The Domesticated Survival Play

Ella Road’s The Phlebotomist (currently playing at Hampstead Theatre) is part of a growing trend of plays dealing with surviving the everyday.  It has thematic resonances with Mike Bartlett’s Game, Philip Ridley’s Radiant Vermin and Lucy Kirkwood’s The Children, all plays that put the desperate desire to create a stable home in conflict with the responsibilities we have to  future generations.

Visions of domestic bliss have been difficult to imagine since the 2008 crash. Stagnant wages and the virtual impossibility of buying a house has created a very particular kind of anxiety for a generation who unconsciously expected certain realities to exist once they decided to embrace them. We millennials have never really reconciled ourselves to a future that didn’t resemble the adult world our parents inhabited. One day, we say, the reset button will be hit and normal service will resume. But all the while a nagging voice tells us our future is being written by those who don’t have our best interest at heart. The futures being rehearsed in the theatre today have a dystopian flavour reveals a generation fearful of it’s own capacity for preserving it’s domestic comforts.

The Phlebotomist is set in the near future, a caste system exists based on the quality of one’s blood. Bea – the phlebotomist of the title – and Aaron, a hot shot lawyer, have a good rating and enjoy a good life. The one snag in their marriage is the absence of a baby. It’s a subject they often skirt around, knowing that making a decision to either have one or not could collapse their studied performance of ambivalence to the society they live in.  The audience learn that babies with a low rating can be legally murdered (“post natal abortion”).  It’s a cautionary tale about the dangers of pouring our hopes and dreams into idyllic, ostensibly normal variations of family life that may no longer be possible to obtain without exacting a heavy price.

Mike Bartlett mixes the Big Brother model of twenty-four surveillance with computer game violence to see just how much pain a couple are willing to endure to keep a house. Philip Ridley reverses the process in Radiant Vermin by having the protagonists turn murderous to climb the social ladder. Lucy Kirkwood’s sombre play about a nuclear catastrophe asks at what point do the aspirations of adults come at the expense of the generation who follow them.

Thinking about theses plays, it was interesting to note a report out this week recommended giving millennials £10,000 each as a way of bridging the wealth divide. What price would one pay to live for free in house? What do we lose if we except something for free? What does domestic survival look like in the era of globalisation?

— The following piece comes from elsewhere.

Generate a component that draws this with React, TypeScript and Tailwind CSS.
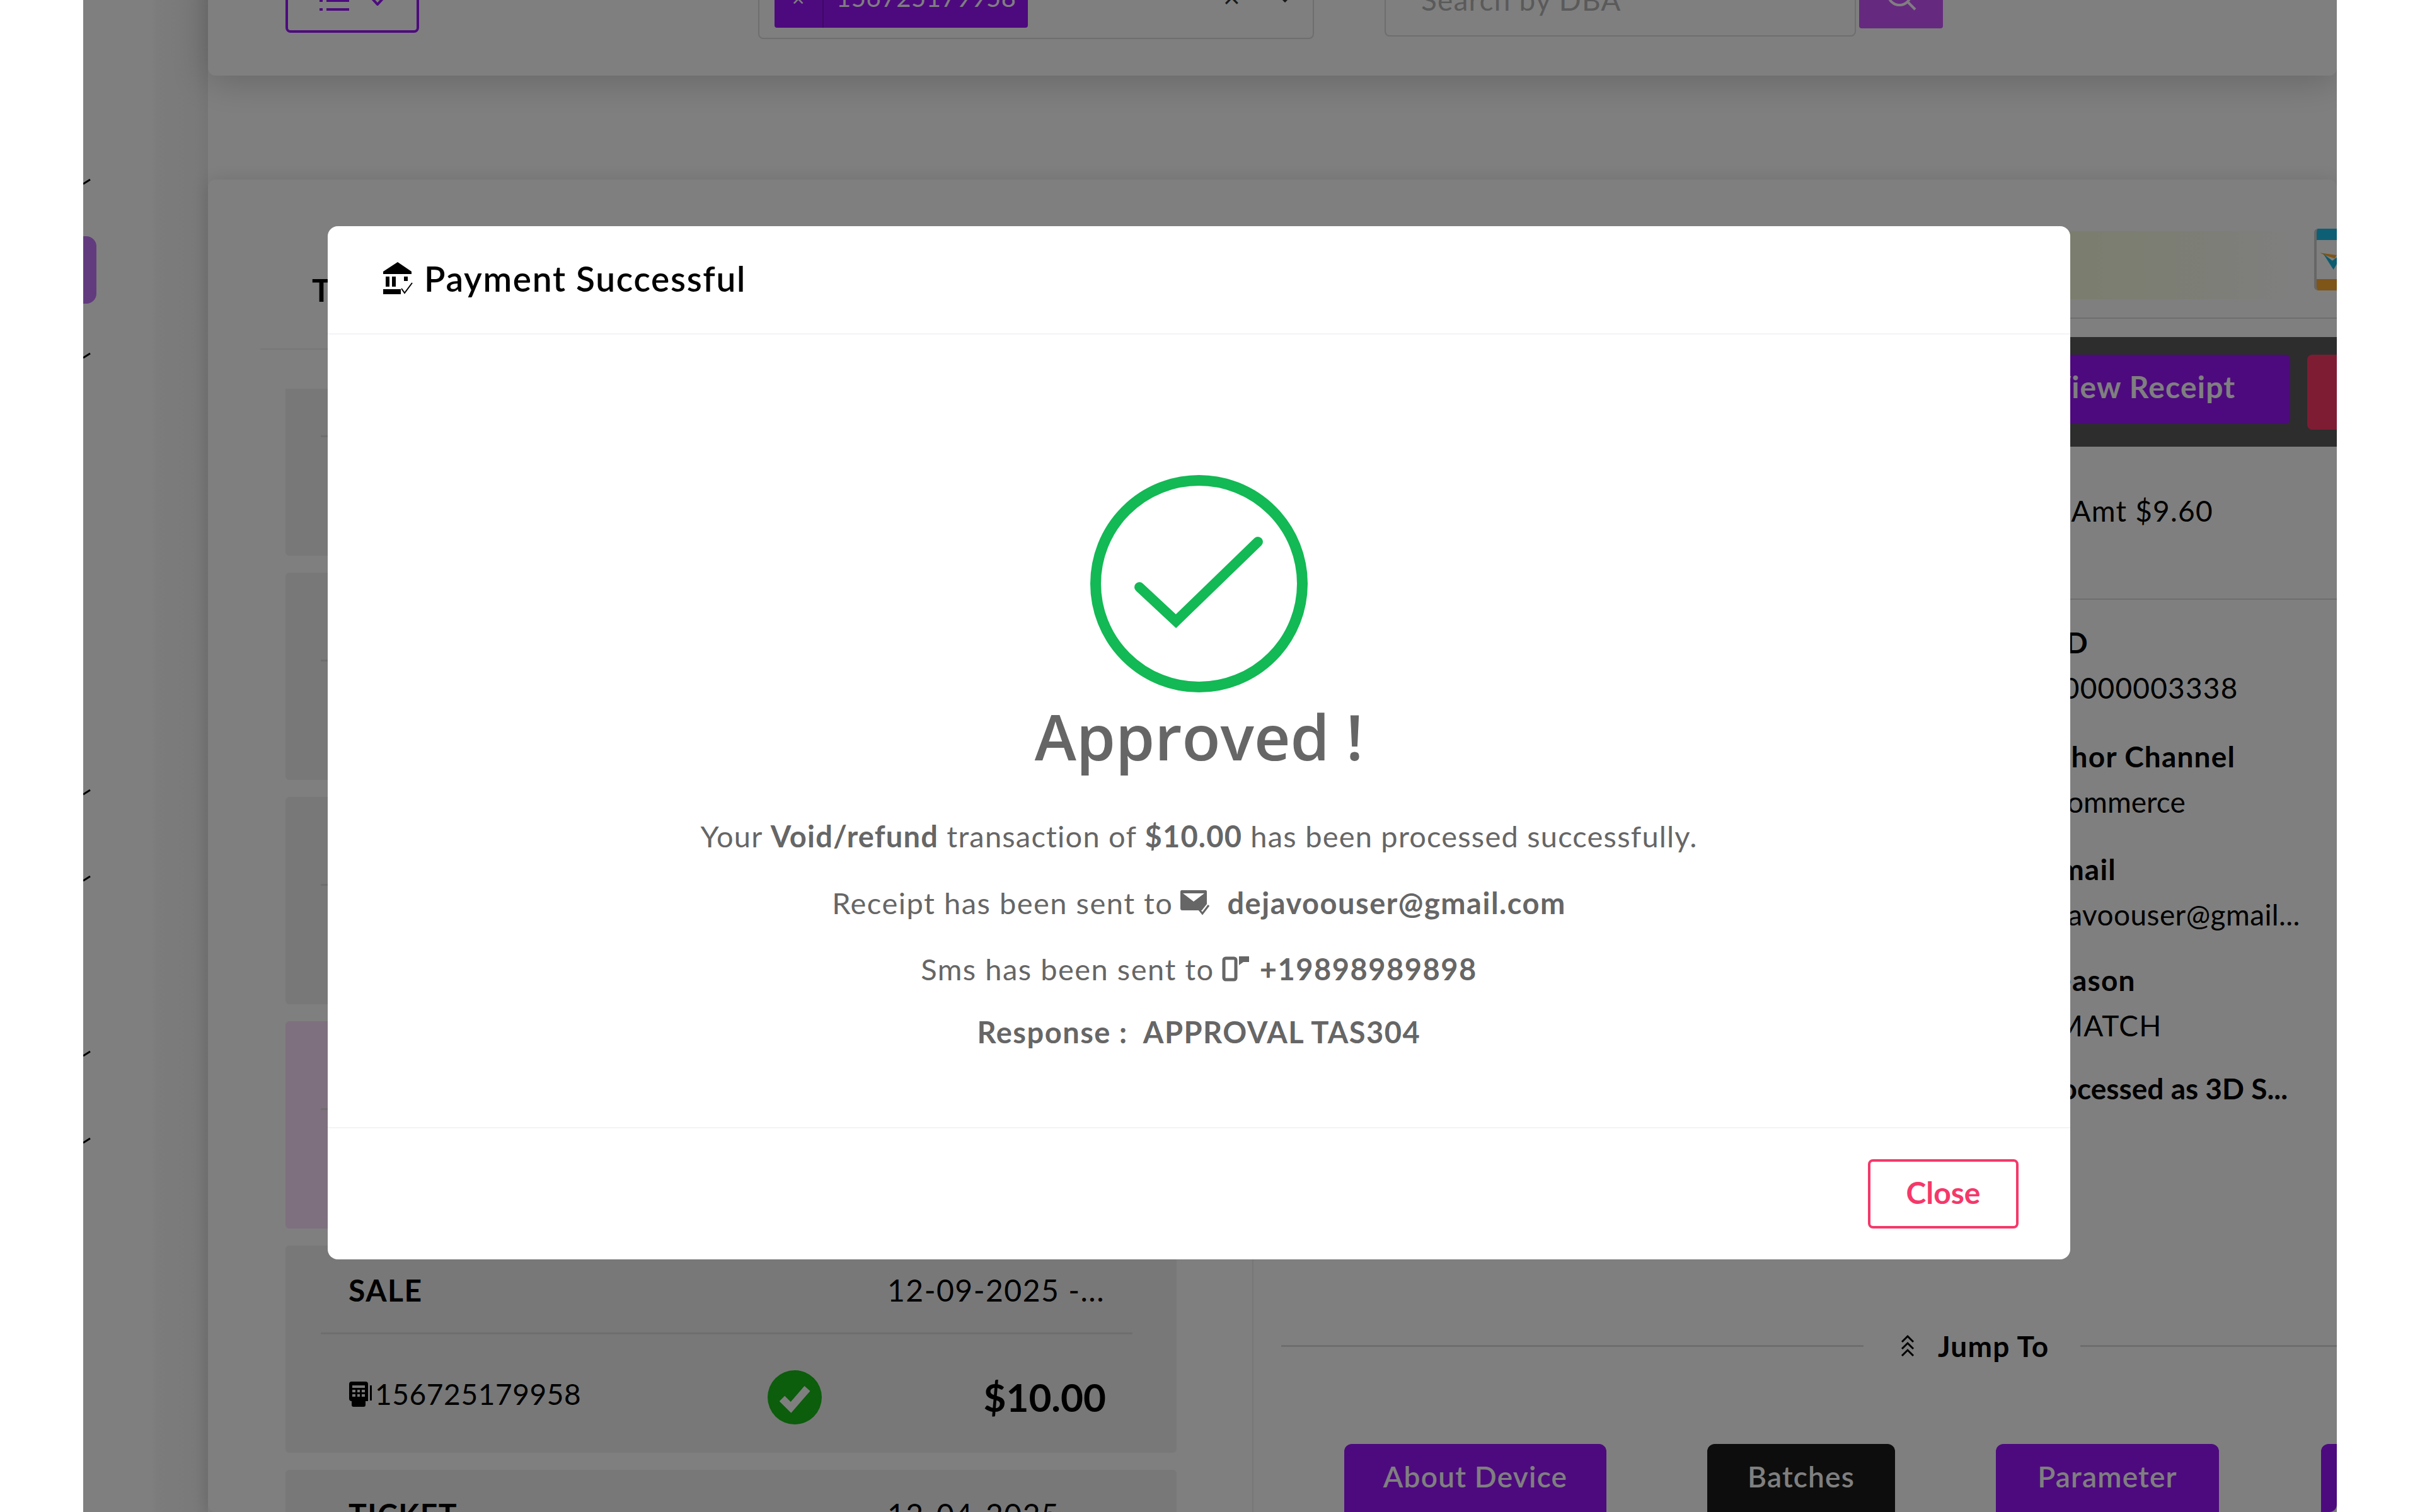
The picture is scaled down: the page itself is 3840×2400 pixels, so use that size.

Dystopian futures show us the potential consequences of events being undertaken today. This includes sensibilities and cultural norms as much as it does about politics. Aspiring to own a home and start a family feels  modest because we sense it is being deliberately withheld from us. More than that, we are deserving of it. The futures these plays present are bleak because the characters cannot adjust their aspirations to fit the new times. We need to start making a future that is not conditioned by the aspirations of the past.